Maltby’s skills were such that he was often asked to disrupt the tactics of the most talented players on the opposing team. He was like a defensive specialist in basketball, shutting down the best scorer, all the while poking and pestering them until they grew so frustrated that they snapped.
Then, he had them right where he wanted them.
As part of Detroit’s famous “Grind Line” with Kris Draper and Darren McCarty (and at times, Joey Kocur), Maltby played a crucial role for the Red Wings in his 14 seasons in the red and white. This wasn’t lost on the fans at Joe Louis Arena, and as a result, Maltby became one of the most beloved players in franchise history.
In all of Detroit sports history, few athletes enjoyed the widespread allegiance that Matby did. And though his #18 may never hang from the rafters of The Joe alongside famous teammate Steve Yzerman, Maltby drew cheers for his gritty play.
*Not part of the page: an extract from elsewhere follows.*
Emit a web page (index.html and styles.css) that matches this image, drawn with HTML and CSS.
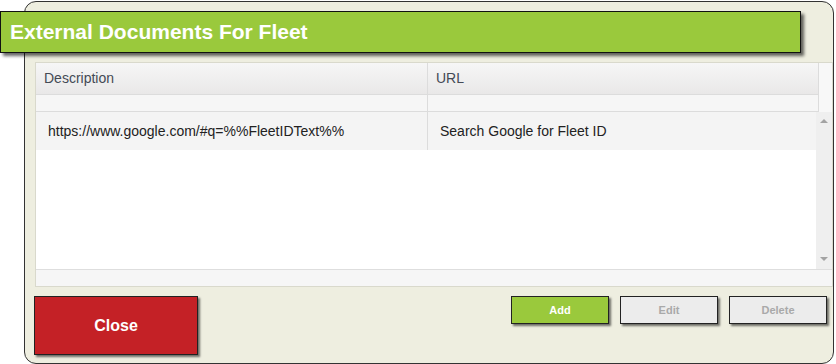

It wasn’t just that Maltby was a key member of four Detroit teams that hoisted the Stanley Cup, it was the way he did his job.
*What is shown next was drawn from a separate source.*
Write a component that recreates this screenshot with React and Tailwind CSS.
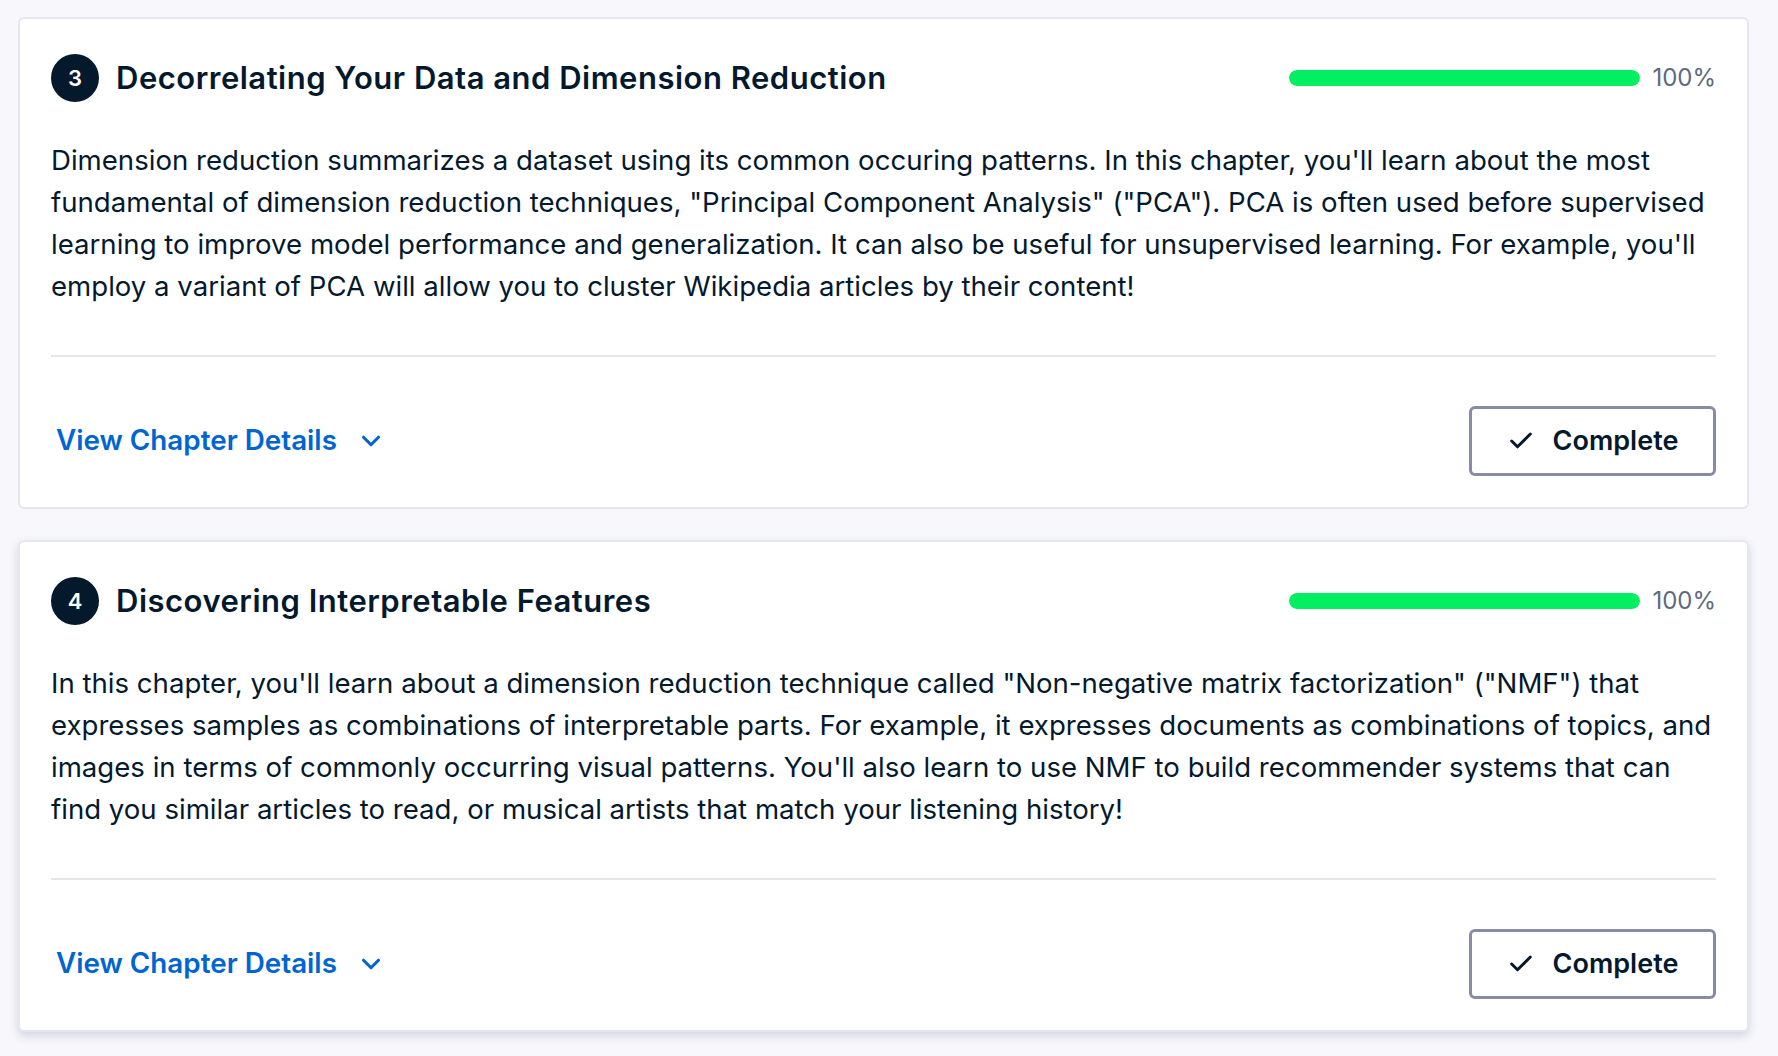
import React from "react";
import { Check, ChevronDown } from "lucide-react";

const chapters = [
  {
    number: 3,
    title: "Decorrelating Your Data and Dimension Reduction",
    progress: 100,
    lines: [
      "Dimension reduction summarizes a dataset using its common occuring patterns. In this chapter, you'll learn about the most",
      'fundamental of dimension reduction techniques, "Principal Component Analysis" ("PCA"). PCA is often used before supervised',
      "learning to improve model performance and generalization. It can also be useful for unsupervised learning. For example, you'll",
      "employ a variant of PCA will allow you to cluster Wikipedia articles by their content!",
    ],
    hovered: false,
  },
  {
    number: 4,
    title: "Discovering Interpretable Features",
    progress: 100,
    lines: [
      'In this chapter, you\'ll learn about a dimension reduction technique called "Non-negative matrix factorization" ("NMF") that',
      "expresses samples as combinations of interpretable parts. For example, it expresses documents as combinations of topics, and",
      "images in terms of commonly occurring visual patterns. You'll also learn to use NMF to build recommender systems that can",
      "find you similar articles to read, or musical artists that match your listening history!",
    ],
    hovered: true,
  },
];

const ChapterCard = ({ chapter }) => {
  return (
    <div
      className={`w-[1731px] bg-white border-2 border-[#e6e6ee] rounded-[6px] px-[31px] pt-[35px] pb-[31px] ${
        chapter.hovered ? "shadow-[0_4px_10px_rgba(48,57,105,0.18)]" : ""
      }`}
    >
      {/* header */}
      <div className="flex items-center h-[48px]">
        <div className="w-[48px] h-[48px] rounded-full bg-[#05192d] text-white flex items-center justify-center text-[22px] font-semibold shrink-0">
          {chapter.number}
        </div>
        <h2 className="ml-[17px] text-[31px] font-semibold text-[#05192d] tracking-[0.5px] flex-1">
          {chapter.title}
        </h2>
        <div className="flex items-center">
          <div className="w-[351px] h-[16px] rounded-full bg-[#e6e6ee] overflow-hidden">
            <div
              className="h-full rounded-full bg-[#03ef62]"
              style={{ width: `${chapter.progress}%` }}
            />
          </div>
          <span className="ml-[12px] text-[24px] text-[#5d6a7e] w-[64px] text-right">
            {chapter.progress}%
          </span>
        </div>
      </div>

      {/* description */}
      <p className="mt-[37px] text-[27.6px] leading-[42px] text-[#05192d]">
        {chapter.lines.map((line, i) => (
          <span key={i} className="block whitespace-nowrap">
            {line}
          </span>
        ))}
      </p>

      <div className="mt-[48px] h-[2px] bg-[#e6e6ee]" />

      {/* footer */}
      <div className="mt-[49px] flex items-center justify-between">
        <button className="flex items-center ml-[5px] text-[#0065d1] text-[27.8px] font-semibold">
          View Chapter Details
          <ChevronDown className="ml-[19px] w-[30px] h-[30px]" strokeWidth={2.5} />
        </button>
        <button className="w-[247px] h-[70px] border-[3px] border-[#878ba6] rounded-[6px] flex items-center justify-center text-[#05192d] text-[27px] font-semibold">
          <Check className="w-[28px] h-[28px]" strokeWidth={2.5} />
          <span className="ml-[18px]">Complete</span>
        </button>
      </div>
    </div>
  );
};

const App = () => {
  return (
    <div
      className="min-h-screen bg-[#f7f7fc] pl-[18px] pt-[17px] flex flex-col gap-[31px]"
      style={{ fontFamily: '"Inter", "Liberation Sans", sans-serif' }}
    >
      {chapters.map((chapter) => (
        <ChapterCard key={chapter.number} chapter={chapter} />
      ))}
    </div>
  );
};

export default App;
To Detroiters, it always seemed like Matlby was one of them, a working class stiff who lowered his shoulder and went to work, shift after shift, game after game, season after season. It was something he thoroughly enjoyed.
“I like the physical aspect of the game,” Maltby admitted. “Nobody likes to get hit, but I don’t mind it.”
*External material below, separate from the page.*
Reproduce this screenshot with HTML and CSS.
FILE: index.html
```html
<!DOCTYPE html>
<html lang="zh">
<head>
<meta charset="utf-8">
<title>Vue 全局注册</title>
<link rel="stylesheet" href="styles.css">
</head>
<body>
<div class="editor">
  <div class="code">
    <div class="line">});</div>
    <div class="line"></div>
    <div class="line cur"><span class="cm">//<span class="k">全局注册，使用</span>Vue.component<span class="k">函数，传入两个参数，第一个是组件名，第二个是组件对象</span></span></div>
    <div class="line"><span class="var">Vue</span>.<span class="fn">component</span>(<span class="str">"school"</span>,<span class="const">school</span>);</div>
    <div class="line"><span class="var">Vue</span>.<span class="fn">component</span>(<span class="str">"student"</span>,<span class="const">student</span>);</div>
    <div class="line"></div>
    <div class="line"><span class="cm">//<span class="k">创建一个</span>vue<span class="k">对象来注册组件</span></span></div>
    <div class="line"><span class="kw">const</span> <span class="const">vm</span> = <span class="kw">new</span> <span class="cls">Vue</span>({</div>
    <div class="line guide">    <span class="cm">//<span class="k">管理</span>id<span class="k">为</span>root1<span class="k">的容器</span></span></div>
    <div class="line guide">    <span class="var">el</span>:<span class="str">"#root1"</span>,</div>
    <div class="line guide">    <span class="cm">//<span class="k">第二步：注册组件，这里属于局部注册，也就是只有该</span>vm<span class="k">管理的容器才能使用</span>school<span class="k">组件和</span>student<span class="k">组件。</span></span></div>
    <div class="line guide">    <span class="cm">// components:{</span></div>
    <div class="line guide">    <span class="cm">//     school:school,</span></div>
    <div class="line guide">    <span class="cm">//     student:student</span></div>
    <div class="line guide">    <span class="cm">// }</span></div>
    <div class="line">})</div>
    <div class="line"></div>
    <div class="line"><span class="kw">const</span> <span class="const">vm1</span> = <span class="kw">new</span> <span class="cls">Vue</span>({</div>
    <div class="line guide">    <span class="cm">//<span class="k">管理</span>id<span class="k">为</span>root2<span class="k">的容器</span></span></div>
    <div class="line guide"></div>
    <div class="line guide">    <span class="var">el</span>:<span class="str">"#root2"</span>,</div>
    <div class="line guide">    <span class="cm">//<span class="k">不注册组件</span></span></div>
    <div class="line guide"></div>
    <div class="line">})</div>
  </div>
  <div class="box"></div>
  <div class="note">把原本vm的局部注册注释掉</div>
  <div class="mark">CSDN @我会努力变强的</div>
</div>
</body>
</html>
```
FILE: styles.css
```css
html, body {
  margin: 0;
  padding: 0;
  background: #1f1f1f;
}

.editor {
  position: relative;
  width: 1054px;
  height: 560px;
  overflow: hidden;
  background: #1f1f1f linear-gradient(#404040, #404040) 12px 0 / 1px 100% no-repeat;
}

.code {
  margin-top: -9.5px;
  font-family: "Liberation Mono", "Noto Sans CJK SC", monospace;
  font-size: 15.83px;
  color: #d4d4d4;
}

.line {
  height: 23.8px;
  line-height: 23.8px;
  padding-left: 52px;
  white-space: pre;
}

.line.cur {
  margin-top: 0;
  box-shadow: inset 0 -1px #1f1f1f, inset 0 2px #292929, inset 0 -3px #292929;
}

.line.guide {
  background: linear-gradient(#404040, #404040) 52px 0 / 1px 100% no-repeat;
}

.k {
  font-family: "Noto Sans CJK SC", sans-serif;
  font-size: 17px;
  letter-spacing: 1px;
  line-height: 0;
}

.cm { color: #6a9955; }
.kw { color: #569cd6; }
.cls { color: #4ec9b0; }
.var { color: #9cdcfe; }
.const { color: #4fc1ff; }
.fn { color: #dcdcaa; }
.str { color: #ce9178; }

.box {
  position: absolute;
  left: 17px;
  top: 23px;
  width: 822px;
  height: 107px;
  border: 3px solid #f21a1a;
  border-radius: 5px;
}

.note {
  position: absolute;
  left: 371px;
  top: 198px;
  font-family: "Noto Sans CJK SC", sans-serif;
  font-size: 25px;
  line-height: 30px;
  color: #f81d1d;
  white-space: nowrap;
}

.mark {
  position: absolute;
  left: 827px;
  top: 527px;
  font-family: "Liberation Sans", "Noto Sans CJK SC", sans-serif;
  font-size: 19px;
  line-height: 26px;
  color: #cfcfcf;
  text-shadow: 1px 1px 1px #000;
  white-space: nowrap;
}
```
The opposing team minded. Maltby, along with Draper, delivered the shots, buzzed around the best skaters on the other team, and created havoc. If it got out of control or someone took umbrage, McCarty or Kocur was there to enforce things. It was a perfect strategy that made the “Grind Line” household names and Cup champions.
“[That line] knows how to do their job with precision,” coach Scotty Bowman said. “I trust them as much as any players I’ve ever coached.”
Maltby didn’t score a lot of goals, never recording as many as 20 in a season, but that wasn’t his role. He was a fast skater, had a fantastic nose for the puck, and he could check as well as anyone ever has.
“I knew what my role was,” he said. “I was a pain in the ass.”
But Maltby had no problem finding the enemy net when it was most important. In the 1997 Stanley Cup Playoffs he scored five goals after netting just three during the entire regular season. That was the year the Wings finally ended their Cup drought, and the following year Maltby, Bowman, McCarty, Draper, and the rest of the gang won the title again.
And that was all Kirk Maltby wanted. Like Kirk Gibson and Bill Laimbeer, two other Detroit athletes who did whatever they had to do to win, Maltby was “team first” all the way. It said something that when Maltby announced his retirement in October of 2010, every member of the Detroit team was there for the press conference.
The only thing missing was an opposing #1 line for Maltby to frustrate, but he’d done his share of that during his great NHL career.